The permissible exposure limit (PEL) for respirable crystalline silica in construction is 50 micrograms per cubic meter of air (50 μg/m³) as an eight-hour time-weighted average, established by 29 CFR 1926.1153. The action level, which triggers additional requirements including exposure monitoring and medical surveillance, is 25 μg/m³. These limits have been in effect since June 2018 and remain unchanged for 2026.
Do I need to do air monitoring if I follow Table 1 for silica compliance?
No. If you follow Table 1 exactly — using the specified engineering controls, work practices, and respiratory protection for each listed task — you are deemed to be in compliance with the PEL without conducting air monitoring. This is one of the primary advantages of the Table 1 approach. However, if you deviate from Table 1 or your task is not listed, you must conduct exposure assessments through air monitoring or objective data.
What medical exams are required under the OSHA silica standard for construction?
Employers must offer medical exams to workers who will be required to use a respirator under the standard for 30 or more days per year. The exam includes a chest X-ray read by a NIOSH B-reader, a pulmonary function test, and a physical exam with emphasis on the respiratory system. The initial exam must be offered within 30 days of initial assignment, with follow-ups every three years or more frequently if recommended by the examining physician. All exam costs are borne by the employer.

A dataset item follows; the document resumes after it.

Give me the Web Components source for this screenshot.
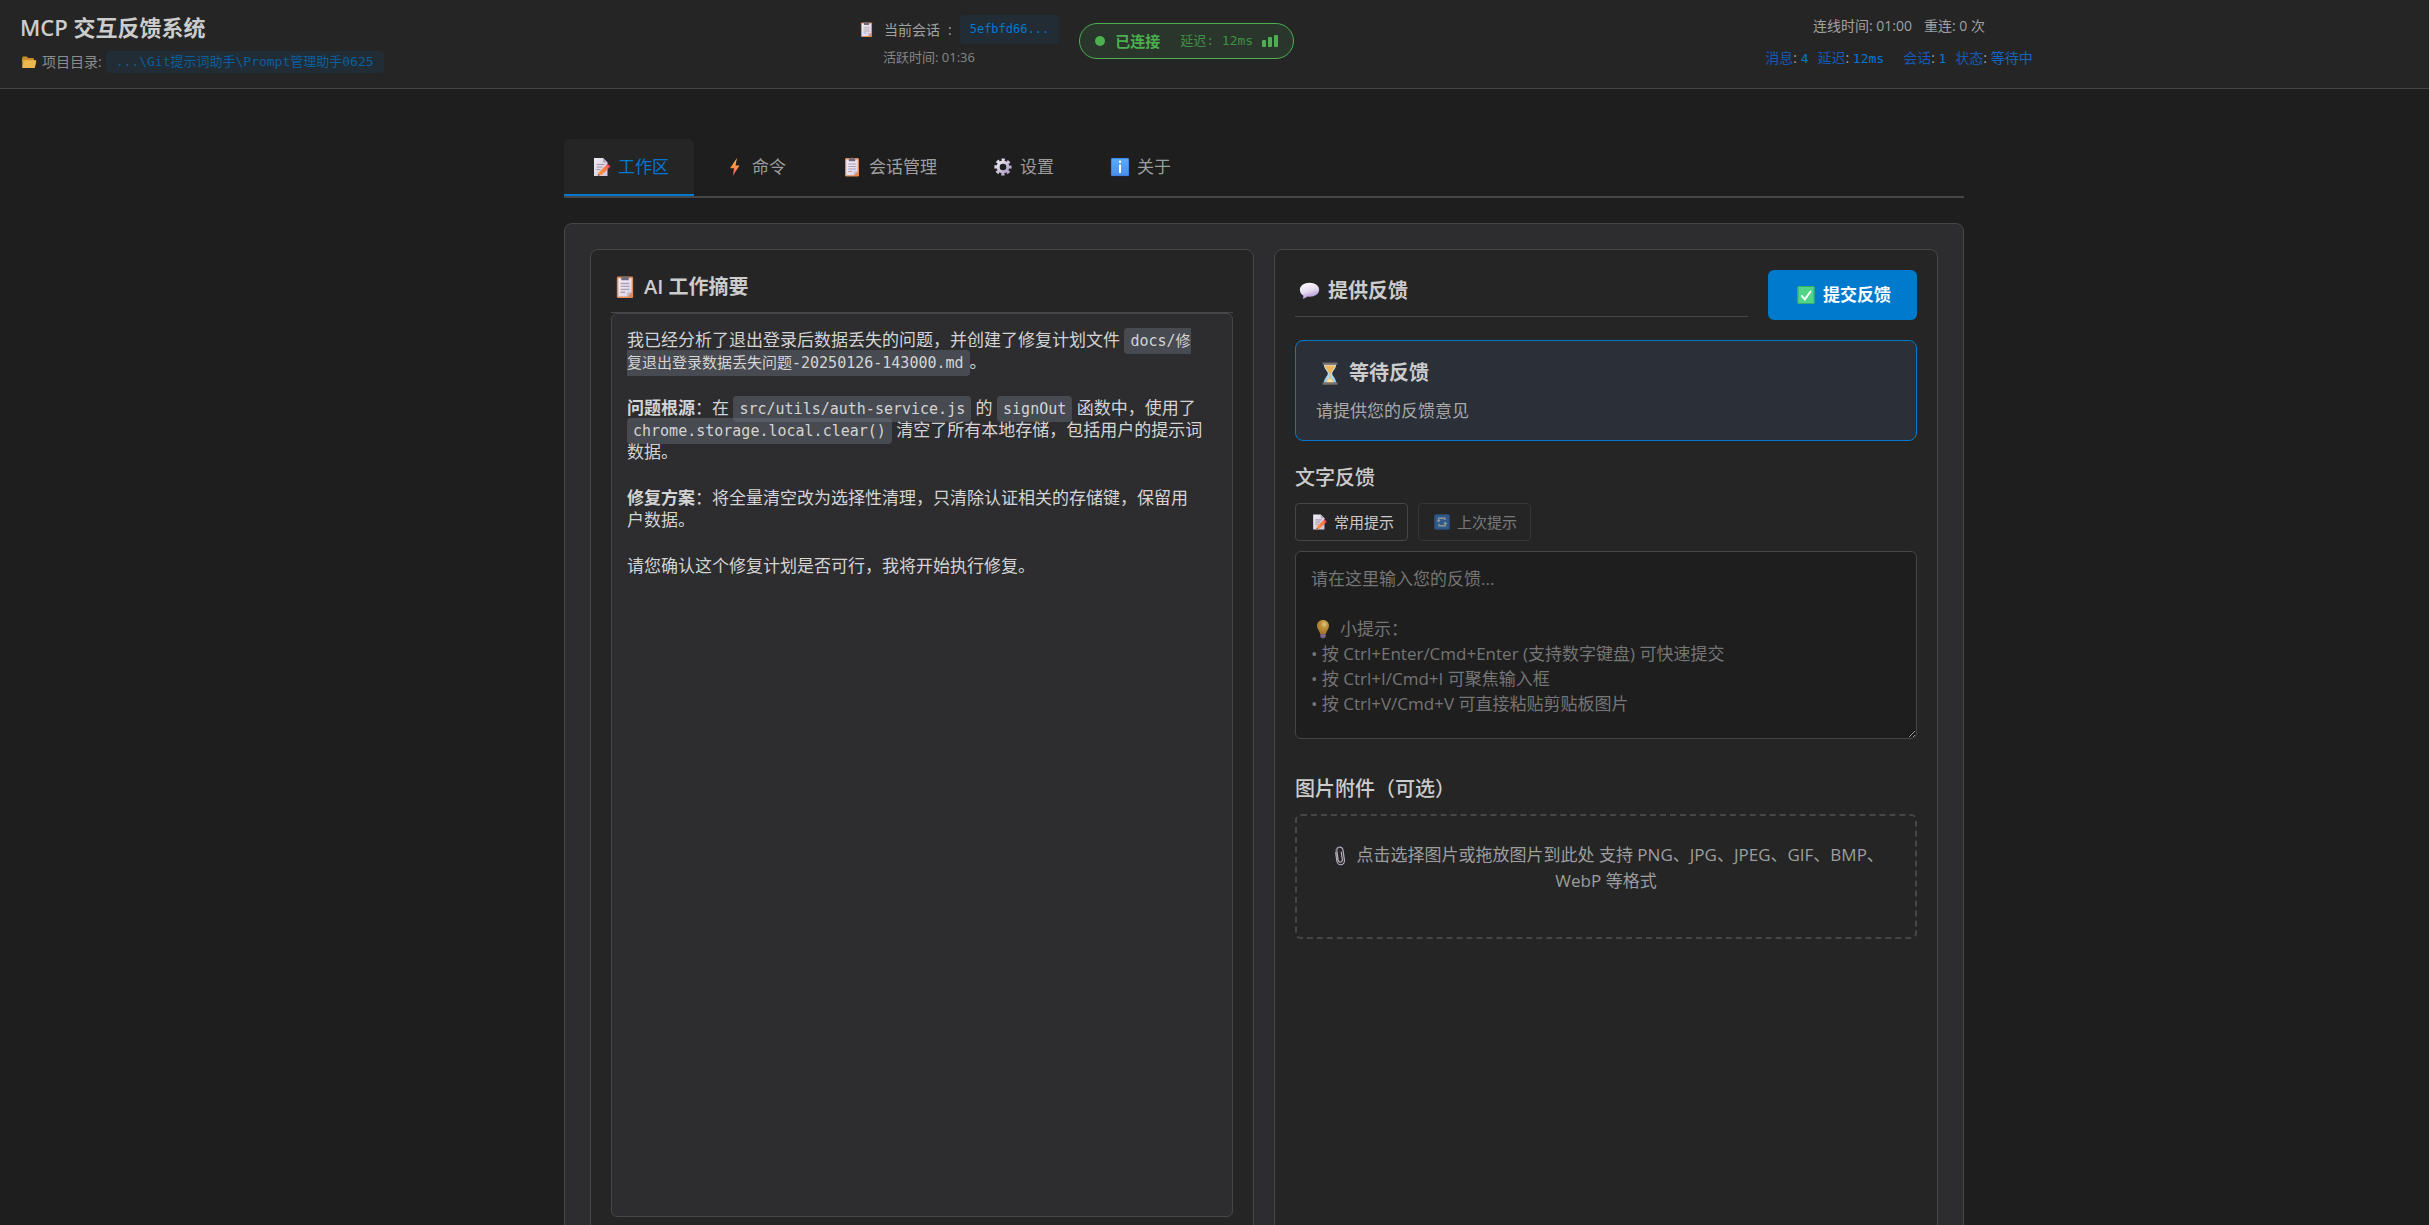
<!DOCTYPE html>
<html lang="zh-CN">
<head>
<meta charset="utf-8">
<meta name="viewport" content="width=device-width, initial-scale=1">
<title>MCP 交互反馈系统</title>
<style>
:root {
  --bg: #1e1e1e; --bar: #252526; --panel: #2d2d30; --line: #464647;
  --text: #cccccc; --muted: #9d9d9d; --accent: #007acc; --ok: #4caf50;
  --sans: "Open Sans", "Noto Sans CJK SC", sans-serif;
  --mono: "DejaVu Sans Mono", "Noto Sans CJK SC", monospace;
}
html, body { margin: 0; height: 100%; }
body { background: var(--bg); color: var(--text); font: 17px/26px var(--sans); overflow: hidden; }
</style>
</head>
<body>
<feedback-app></feedback-app>
<script>
const make = (name, markup, setup) => customElements.define(name, class extends HTMLElement {
  constructor() {
    super();
    this.attachShadow({ mode: 'open' });
  }
  connectedCallback() {
    const t = document.createElement('template');
    t.innerHTML = typeof markup === 'function' ? markup(this) : markup;
    this.shadowRoot.replaceChildren(t.content.cloneNode(true));
    if (setup) setup(this.shadowRoot, this);
  }
});

const icons = {
  clip: `<defs><linearGradient id="p" x2="1" y2="1"><stop stop-color="#f3eef8"/><stop offset="1" stop-color="#dcd3e6"/></linearGradient></defs>
<rect x="5" y="3" width="14" height="18.500" rx="1.200" fill="#dc8c59"/><path d="M6.300 4.500h11.400v12L14 20.200H6.300z" fill="url(#p)"/><path d="M17.700 16.500h-2.900a.8.8 0 0 0-.8.8v2.900z" fill="#c3b6d2"/>
<path d="M8.800 3.600h1.600a1.700 1.600 0 0 1 3.200 0h1.600v2.600H8.800z" fill="#716879"/><path d="M8.200 9h7.600M8.200 11.500h7.600M8.200 14h7.600M8.200 16.500h3.800" stroke="#aaa0b5" stroke-width="1.100"/>`,
  memo: `<defs><linearGradient id="p" x2="1" y2="1"><stop stop-color="#f1ecf5"/><stop offset="1" stop-color="#cfc6d9"/></linearGradient><linearGradient id="o" x2="1" y2="0"><stop stop-color="#ffa23c"/><stop offset="1" stop-color="#f2644c"/></linearGradient></defs>
<path d="M5 3h9l4.500 4.500V21H5z" fill="url(#p)"/><path d="M14 3v4.500h4.500z" fill="#b6a9c4"/><path d="M7.500 9.500h8M7.500 12h6M7.500 14.500h4" stroke="#9f95ab" stroke-width="1.200"/>
<path d="M8.800 20.800l1-3.600 7.600-7.200 2.800 2.800-7.600 7.200z" fill="url(#o)"/><path d="M17.400 10l1.300-1.200 2.800 2.800-1.300 1.200z" fill="#f0475e"/><path d="M8.800 20.800l.6-2 1.400 1.400z" fill="#54404d"/>`,
  bolt: `<defs><linearGradient id="b" x2="0" y2="1"><stop stop-color="#ffc042"/><stop offset=".5" stop-color="#ff9141"/><stop offset="1" stop-color="#f04858"/></linearGradient></defs><path d="M14 3L7 13.300h4L9.800 21 16.500 10.400h-4z" fill="url(#b)"/>`,
  gear: `<defs><linearGradient id="g" x2="1" y2="1"><stop stop-color="#efe9f4"/><stop offset="1" stop-color="#ae9cc3"/></linearGradient></defs><g fill="none" stroke="url(#g)"><circle cx="12" cy="12" r="4.900" stroke-width="3.200"/><circle cx="12" cy="12" r="7.200" stroke-width="2.800" stroke-dasharray="3.200 2.455" stroke-dashoffset="1.600"/></g>`,
  info: `<defs><linearGradient id="i" x2="0" y2="1"><stop stop-color="#57adff"/><stop offset="1" stop-color="#4b8dea"/></linearGradient></defs><rect x="3" y="3" width="18" height="18" rx="1.500" fill="url(#i)"/><rect x="3.400" y="3.400" width="17.200" height="17.200" rx="1.200" fill="none" stroke="#3d7bd6" stroke-width=".8"/><circle cx="12" cy="6.800" r="1.200" fill="#fff"/><path d="M12 9.400v8.600" stroke="#fff" stroke-width="2"/>`,
  folder: `<path d="M3 5.500q0-1 1-1h5l2 2.200h6.500q1 0 1 1v3H3z" fill="#c98a2b"/><path d="M3 19.500V7l2 3h15.500q1.200 0 1 1l-1.600 8q-.2 1-1.200 1H4q-1 0-1-.500z" fill="#e0a63c"/><path d="M5.800 9.500h14.900q1.200 0 .9 1.200l-1.800 8q-.3 1.300-1.300 1.300H3.400z" fill="#ecb94e"/>`,
  bubble: `<defs><linearGradient id="s" x2=".4" y2="1"><stop stop-color="#ffffff"/><stop offset=".6" stop-color="#e6dcf0"/><stop offset="1" stop-color="#b495d6"/></linearGradient></defs><path d="M12.500 5c4.800 0 8.200 2.500 8.200 6s-3.400 6-8.200 6c-.8 0-1.500 0-2.200-.2-.9 1.200-2.200 1.800-3.800 1.800.5-.7.8-1.600.7-2.600-1.900-1-3-2.800-3-5 0-3.500 3.500-6 8.300-6z" fill="url(#s)"/>`,
  check: `<rect x="3.500" y="3" width="17" height="18" rx="1.500" fill="#4fd488"/><rect x="4" y="3.500" width="16" height="17" rx="1" fill="none" stroke="#38a869" stroke-width=".9"/><path d="M7.300 12.300l3.500 4L16.900 8" fill="none" stroke="#fff" stroke-width="2"/>`,
  hourglass: `<defs><linearGradient id="h" x2="0" y2="1"><stop stop-color="#d6e8ef"/><stop offset="1" stop-color="#96cdf2"/></linearGradient></defs><path d="M6.800 4.500h10.400c0 4.400-3.300 5.700-3.300 8s3.300 3.700 3.300 8H6.800c0-4.300 3.300-5.700 3.300-8s-3.300-3.600-3.300-8z" fill="url(#h)"/><path d="M7.700 5.500h8.600c-.3 3.200-3.400 4.500-3.800 7.500l-.1 3 3.600 4.500H8l3.600-4.500-.1-3c-.4-3-3.500-4.300-3.800-7.500z" fill="#f4b656"/><path d="M9.200 20.500c.5-2.400 1.900-3.600 2.800-3.600s2.300 1.200 2.800 3.600z" fill="#ffe19a"/><path d="M5.600 3h12.800v2H5.600zM5.600 20h12.800v2H5.600z" fill="#75706f"/>`,
  repeat: `<rect x="3" y="3" width="18" height="18" rx="1.500" fill="#3b93ef"/><rect x="3.500" y="3.500" width="17" height="17" rx="1" fill="none" stroke="#2f74c8"/><path d="M8 11V7.500h7.500v2M16 13v3.500H8.500v-2" fill="none" stroke="#fff" stroke-width="1.700"/><path d="M5.600 9.500h4.800L8 12.500zM13.600 14.500h4.800L16 11.500z" fill="#fff"/>`,
  bulb: `<defs><radialGradient id="l" cx=".6" cy=".3" r=".7"><stop stop-color="#ffe9a0"/><stop offset=".4" stop-color="#dba53c"/><stop offset="1" stop-color="#bd842b"/></radialGradient></defs><path d="M12 3c3.700 0 6 2.500 6 5.700 0 3.200-2.400 4.600-3.200 8.300H9.200C8.400 13.300 6 11.900 6 8.700 6 5.500 8.300 3 12 3z" fill="url(#l)"/><path d="M9.400 17h5.200v2.800q0 1.600-2.600 1.600t-2.600-1.600z" fill="#7c6691"/><path d="M9.400 18.800h5.200" stroke="#a698b5" stroke-width=".8"/>`,
  paperclip: `<g fill="none" stroke="#b9aebf" stroke-width="1.200" stroke-linecap="round" transform="rotate(-8 12 12)"><path d="M8.200 8v8.500a3.800 4.300 0 0 0 7.600 0V6.500a3.100 3.300 0 0 0-6.200 0v9.300a2.100 2.400 0 0 0 4.200 0V8.300"/></g><path d="M7.200 7.500q.5-4 4.300-4" fill="none" stroke="#81767f" stroke-width=".8"/>`
};

make('ui-icon', el => `<style>
:host { display: inline-block; flex: none; width: var(--icon, 24px); height: var(--icon, 24px); }
svg { display: block; width: 100%; height: 100%; }
</style><svg viewBox="0 0 24 24" aria-hidden="true">${icons[el.getAttribute('name')]}</svg>`);

make('project-title', `<style>
:host { display: block; }
h1 { margin: 0; font-size: 22px; line-height: 30px; font-weight: 600; }
p { margin: 9px 0 0; display: flex; align-items: center; gap: 4px; font-size: 14px; line-height: 22px; color: #8c8c8c; --icon: 18px; }
code { padding: 0 10px; border-radius: 4px; background: #222c34; color: #0b5f9e; font: 13px/22px var(--mono); }
</style>
<h1>MCP 交互反馈系统</h1>
<p><ui-icon name="folder"></ui-icon><span>项目目录:</span><code>...\\Git提示词助手\\Prompt管理助手0625</code></p>`);

make('session-info', `<style>
:host { display: block; }
.row { display: flex; align-items: center; gap: 8px; font-size: 14px; line-height: 29px; color: #a2a2a2; --icon: 19px; }
button { border: 0; border-radius: 4px; padding: 0 10px; background: #222c34; color: #0078d4; font: 12px/29px var(--mono); }
.time { padding-left: 26px; font-size: 13px; line-height: 18px; margin-top: 4px; color: #858585; }
</style>
<div class="row"><ui-icon name="clip"></ui-icon><span>当前会话</span><span>:</span><button type="button">5efbfd66...</button></div>
<div class="time">活跃时间: 01:36</div>`);

make('connection-badge', `<style>
:host { display: flex; align-items: center; height: 34px; padding: 0 15px; border: 1px solid var(--ok); border-radius: 18px; background: #2a362b; color: var(--ok); }
.dot { width: 10px; height: 10px; border-radius: 50%; background: var(--ok); margin-right: 10px; }
b { font-size: 15px; font-weight: 600; }
.lag { margin: 0 9px 0 20px; font: 13px/20px var(--mono); color: #409044; }
.bars { display: flex; align-items: flex-end; gap: 2px; }
.bars i { width: 4px; border-radius: 1px; background: var(--ok); height: 7px; }
.bars i:nth-child(2) { height: 10px; } .bars i:nth-child(3) { height: 12px; }
</style>
<span class="dot"></span><b>已连接</b><span class="lag">延迟: 12ms</span><span class="bars"><i></i><i></i><i></i></span>`);

make('connection-stats', `<style>
:host { display: flex; flex-direction: column; align-items: center; gap: 12px; line-height: 20px; color: #a0a0a0; font-size: 14px; }
div { display: flex; gap: 12px; }
.live { gap: 9px; }
.live .wide { margin-left: 10px; }
.k { color: #1559b5; } .v { color: #0078d4; font: 13px/20px var(--mono); }
.w { color: #1565c0; }
</style>
<div><span>连线时间: 01:00</span><span>重连: 0 次</span></div>
<div class="live"><span><span class="k">消息</span>: <span class="v">4</span></span><span><span class="k">延迟</span>: <span class="v">12ms</span></span><span class="wide"><span class="k">会话</span>: <span class="v">1</span></span><span><span class="k">状态</span>: <span class="w">等待中</span></span></div>`);

make('app-header', `<style>
:host { display: block; }
header { display: grid; grid-template-columns: 837fr 532fr 1020fr; box-sizing: border-box; height: 89px; padding: 0 20px; background: var(--bar); border-bottom: 1px solid var(--line); }
project-title { padding-top: 12px; }
.mid { display: flex; align-items: flex-start; gap: 20px; padding-top: 15px; }
connection-badge { margin-top: 8px; }
connection-stats { padding-top: 16px; }
</style>
<header><project-title></project-title><div class="mid"><session-info></session-info><connection-badge></connection-badge></div><connection-stats></connection-stats></header>`);

make('tab-bar', `<style>
:host { display: block; }
nav { display: flex; gap: 4px; border-bottom: 2px solid var(--line); }
button { display: flex; align-items: center; gap: 5px; height: 57px; padding: 0 25px; border: 0; border-bottom: 2px solid transparent; border-radius: 6px 6px 0 0; background: none; color: var(--muted); font: 17px/24px var(--sans); }
button[aria-selected=true] { background: var(--bar); color: #0078d4; border-bottom-color: var(--accent); }
</style>
<nav role="tablist">
<button type="button" role="tab" aria-selected="true"><ui-icon name="memo"></ui-icon>工作区</button>
<button type="button" role="tab"><ui-icon name="bolt"></ui-icon>命令</button>
<button type="button" role="tab"><ui-icon name="clip"></ui-icon>会话管理</button>
<button type="button" role="tab"><ui-icon name="gear"></ui-icon>设置</button>
<button type="button" role="tab"><ui-icon name="info"></ui-icon>关于</button>
</nav>`);

make('ui-card', `<style>
:host { display: block; box-sizing: border-box; padding: 20px; border: 1px solid var(--line); border-radius: 8px; background: var(--bar); min-width: 0; }
</style><slot></slot>`);

make('card-heading', el => `<style>
:host { display: block; }
h2 { display: flex; align-items: center; gap: 5px; margin: 0; height: 34px; padding-bottom: 8px; border-bottom: 1px solid var(--line); font-size: 20px; line-height: 34px; font-weight: 600; --icon: 28px; }
</style><h2><ui-icon name="${el.getAttribute('icon')}"></ui-icon><span><slot></slot></span></h2>`);

make('ai-summary', `<style>
:host { display: block; }
.box { box-sizing: border-box; min-height: calc(100vh - 321px); padding: 15px; border: 1px solid var(--line); border-radius: 6px; background: var(--panel); }
.prose { max-width: 577px; line-height: 22px; color: #d4d4d4; }
p { margin: 0 0 24px; }
strong { font-weight: 700; }
code { padding: 4px 6px; border-radius: 4px; background: rgba(110, 118, 129, .4); font: 15px/15px var(--mono); }
</style>
<card-heading icon="clip">AI 工作摘要</card-heading>
<div class="box"><div class="prose">
<p>我已经分析了退出登录后数据丢失的问题，并创建了修复计划文件 <code>docs/修复退出登录数据丢失问题-20250126-143000.md</code>。</p>
<p><strong>问题根源</strong>：在 <code>src/utils/auth-service.js</code> 的 <code>signOut</code> 函数中，使用了 <code>chrome.storage.local.clear()</code> 清空了所有本地存储，包括用户的提示词数据。</p>
<p><strong>修复方案</strong>：将全量清空改为选择性清理，只清除认证相关的存储键，保留用户数据。</p>
<p>请您确认这个修复计划是否可行，我将开始执行修复。</p>
</div></div>`);

make('status-notice', `<style>
:host { display: block; box-sizing: border-box; padding: 16px 20px; border: 1px solid var(--accent); border-radius: 8px; background: #2a2f38; }
h3 { display: flex; align-items: center; gap: 5px; margin: 0 0 8px; font-size: 20px; line-height: 32px; font-weight: 600; --icon: 28px; }
p { margin: 0; line-height: 27px; color: #a8a8a8; }
</style><h3><ui-icon name="hourglass"></ui-icon><span>等待反馈</span></h3><p>请提供您的反馈意见</p>`);

make('text-feedback', `<style>
:host { display: block; }
label { display: block; font-size: 20px; line-height: 28px; font-weight: 500; }
.tools { display: flex; gap: 10px; margin: 11px 0 10px; --icon: 20px; }
button { display: flex; align-items: center; gap: 5px; height: 38px; padding: 0 13px; border: 1px solid var(--line); border-radius: 4px; background: var(--bar); color: var(--text); font: 15px/20px var(--sans); }
button:disabled { opacity: .5; }
.field { display: grid; }
.field > * { grid-area: 1 / 1; }
textarea { box-sizing: border-box; width: 100%; min-height: 188px; padding: 15px; border: 1px solid var(--line); border-radius: 6px; background: var(--bg); color: var(--text); font: 17px/25px var(--sans); resize: vertical; }
.hint { padding: 15px 16px; line-height: 25px; color: #757575; pointer-events: none; z-index: 1; height: 0; }
.hint div { display: flex; align-items: center; min-height: 25px; gap: 5px; white-space: pre; }
.hint ui-icon { opacity: .85; }
.field:has(textarea:not(:placeholder-shown)) .hint { display: none; }
</style>
<label for="fb">文字反馈</label>
<div class="tools"><button type="button"><ui-icon name="memo"></ui-icon>常用提示</button><button type="button" disabled><ui-icon name="repeat"></ui-icon>上次提示</button></div>
<div class="field"><textarea id="fb" placeholder=" "></textarea>
<div class="hint"><div>请在这里输入您的反馈...</div><div></div><div><ui-icon name="bulb"></ui-icon>小提示：</div><div>• 按 Ctrl+Enter/Cmd+Enter (支持数字键盘) 可快速提交</div><div>• 按 Ctrl+I/Cmd+I 可聚焦输入框</div><div>• 按 Ctrl+V/Cmd+V 可直接粘贴剪贴板图片</div></div></div>`);

make('image-drop', `<style>
:host { display: block; }
h3 { margin: 0 0 11px; font-size: 20px; line-height: 28px; font-weight: 500; }
label { display: block; box-sizing: border-box; min-height: 125px; padding: 26px 30px; border: 2px dashed var(--line); border-radius: 6px; text-align: center; line-height: 26px; color: var(--muted); }
ui-icon { vertical-align: middle; }
input { position: absolute; width: 1px; height: 1px; opacity: 0; }
</style>
<h3>图片附件（可选）</h3>
<label for="img"><ui-icon name="paperclip"></ui-icon> 点击选择图片或拖放图片到此处 支持 PNG、JPG、JPEG、GIF、BMP、WebP 等格式</label><input id="img" type="file" accept="image/*" multiple>`);

make('feedback-panel', `<style>
:host { display: block; }
.head { display: flex; align-items: center; gap: 20px; margin-bottom: 20px; }
card-heading { flex: 1; }
button { display: flex; align-items: center; gap: 5px; height: 50px; padding: 0 26px; border: 0; border-radius: 6px; background: var(--accent); color: #fff; font: 600 17px/24px var(--sans); }
text-feedback { margin-top: 23px; }
image-drop { margin-top: 36px; }
</style>
<div class="head"><card-heading icon="bubble">提供反馈</card-heading><button type="button"><ui-icon name="check"></ui-icon>提交反馈</button></div>
<status-notice></status-notice><text-feedback></text-feedback><image-drop></image-drop>`);

make('feedback-app', `<style>
:host { display: block; }
.body { padding: 50px 0 0 99px; }
main { max-width: 1400px; margin: 0 auto; }
.panel { display: grid; grid-template-columns: 1fr 1fr; gap: 20px; margin-top: 25px; padding: 25px; border: 1px solid var(--line); border-radius: 8px; background: var(--panel); }
</style>
<app-header></app-header>
<div class="body"><main><tab-bar></tab-bar><section class="panel"><ui-card><ai-summary></ai-summary></ui-card><ui-card><feedback-panel></feedback-panel></ui-card></section></main></div>`);
</script>
</body>
</html>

How much does OSHA fine for silica violations in construction?
Silica citations have been increasing in both frequency and severity. The average OSHA silica citation in construction for FY2025 was approximately $42,300, up from $31,200 in FY2023. Willful violations averaged $148,000. Multiple violations on a single site frequently result in combined penalties exceeding $100,000. The highest single-employer silica penalty in FY2025 was $1.2 million for a masonry contractor with multiple willful violations across three jobsites.